Culturebox

The Nasty, Shocking, Unfair Reality of Some Nannies’ Lives

Dear Barbara and Sara,

You’ve raised one of my favorite subjects—men! How I love them!

What I’ve noticed about professional-class men with working wives—and, Barbara, you’re right, the piece had a narrow focus: professional-class family life—is that they are willing to do their share of the housework. They have a sense of fairness about it. (True, there are still men who won’t run a load of dishes or scrub a bathtub because they consider those tasks women’s work and therefore emasculating—but such men tend not to marry career women.) But here’s the problem: Men have very different notions of how domestic work should be done, and their standards are much lower than their wives’. If I may quote from an earlier essay I wrote for the Atlantic (on the subject of sexless marriages):

What we’ve learned during this thirty-year grand experiment is that men can be cajoled into doing all sorts of household tasks, but they will not do them the way a woman would. They will bathe the children, but they will not straighten the bath mat and wring out the washcloths; they will drop a toddler off at nursery school, but they won’t spend ten minutes chatting with the teacher and collecting the art projects. They will, in other words, do what men have always done: reduce a job to its simplest essentials and utterly ignore the fillips and niceties that women tend to regard as equally essential.

In that essay I said that women are left with two options: endlessly haranguing their husbands to be more womanly or launching a sex strike. But I realize there is a third option: hiring a female domestic worker who understands the feminine approach and who can be instructed, rather than cajoled, into doing things exactly as the lady of the house prefers. Another dynamic is that mothers are much more concerned and even anxious about the day-to-day realities of their children’s lives than are fathers. So whereas a father can visit a clean, nice, licensed day-care facility and think it’s a fine spot for his baby, a mother will often feel very differently. The institutional row of cribs can be depressing and frightening to her—she would rather have her baby at home with a nanny who reports solely and directly to her and who will come closer to providing the kind of care she herself would.

So, yes, I do think that the widespread use of nannies among the professional class has much more to do with women’s desires than with men’s. In her excellent short story “Coins,” Mona Simpson has her narrator, a nanny, say, “We are the second-oldest profession. That is because we serve the needs of women.” I think that’s brilliant and accurate.

Sara, my open letter to domestic workers was written tongue-in-cheek; it was directed more to employers than to nannies. I want unscrupulous employers to be on notice that even the poor have their rights and that there are penalties for abusing them. I wanted to put the fear of God into these people by describing the process for busting a bad employer. Something you are going to learn about having a nanny is that you are going to get to know lots of other nannies: They will be at your house for play dates; they will recognize your baby when you go out for walks; and they will come over and chat with you. And your nanny will tell you about her nanny friends. And through all these connections, you are going to hear about unfair and mean things that happen to nannies, some of which will be truly shocking. And I want you—and people like you—to know where to get the information you will need to help these nannies.

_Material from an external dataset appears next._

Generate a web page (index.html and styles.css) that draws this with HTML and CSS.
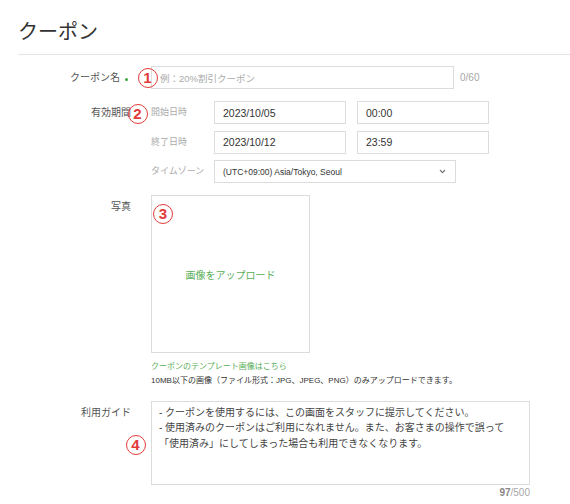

And don’t lose heart about the possibility of domestic workers organizing! No one had much hope for the Sleeping Car Porter’s Union. No one had much hope for the United Farm Workers. And they both triumphed. The United Domestic Workers—the first labor union to represent domestic workers exclusively—is now part of the American Federation of Federal, State, and Municipal Employees, and it is 62,000 members strong. There is a collective of housecleaners on Long Island who pool job referrals, finances, and transportation resources.

Perhaps, Sara, as you say, editors are uninterested in stories dealing with working poor women. But the essay we’re discussing deals with working poor women. So did Katherine Boo’s superb recent New Yorker piece on women living in an Oklahoma housing project. So did the excerpt of David Shipler’s book on the working poor that ran in the New York Times Magazine recently. So did the essays that became Barbara’s wonderful book Nickel and Dimed. We shouldn’t give up trying—these are important stories, and they need to be told.

Now about the bait and switch. Please highlight and reproduce a single sentence of my essay that talks about the “mistreatment of nannies at very different hands.” The only nanny abuse I discuss in the piece is failure to pay Social Security, something that many professional-class employers do. Ahling Deng, as you yourself note, is a garment worker not a nanny; I cited her to make an entirely different point. When I discussed coarse and unscrupulous employers in my post, it was in response to your post, which included a sweeping—and, in my opinion, inaccurate—statement that all nannies receive good treatment.

Sara: You say there are better places to start the revolution than here in our own homes. But why not make the personal the political? It worked for you and me; maybe it can work for our servants.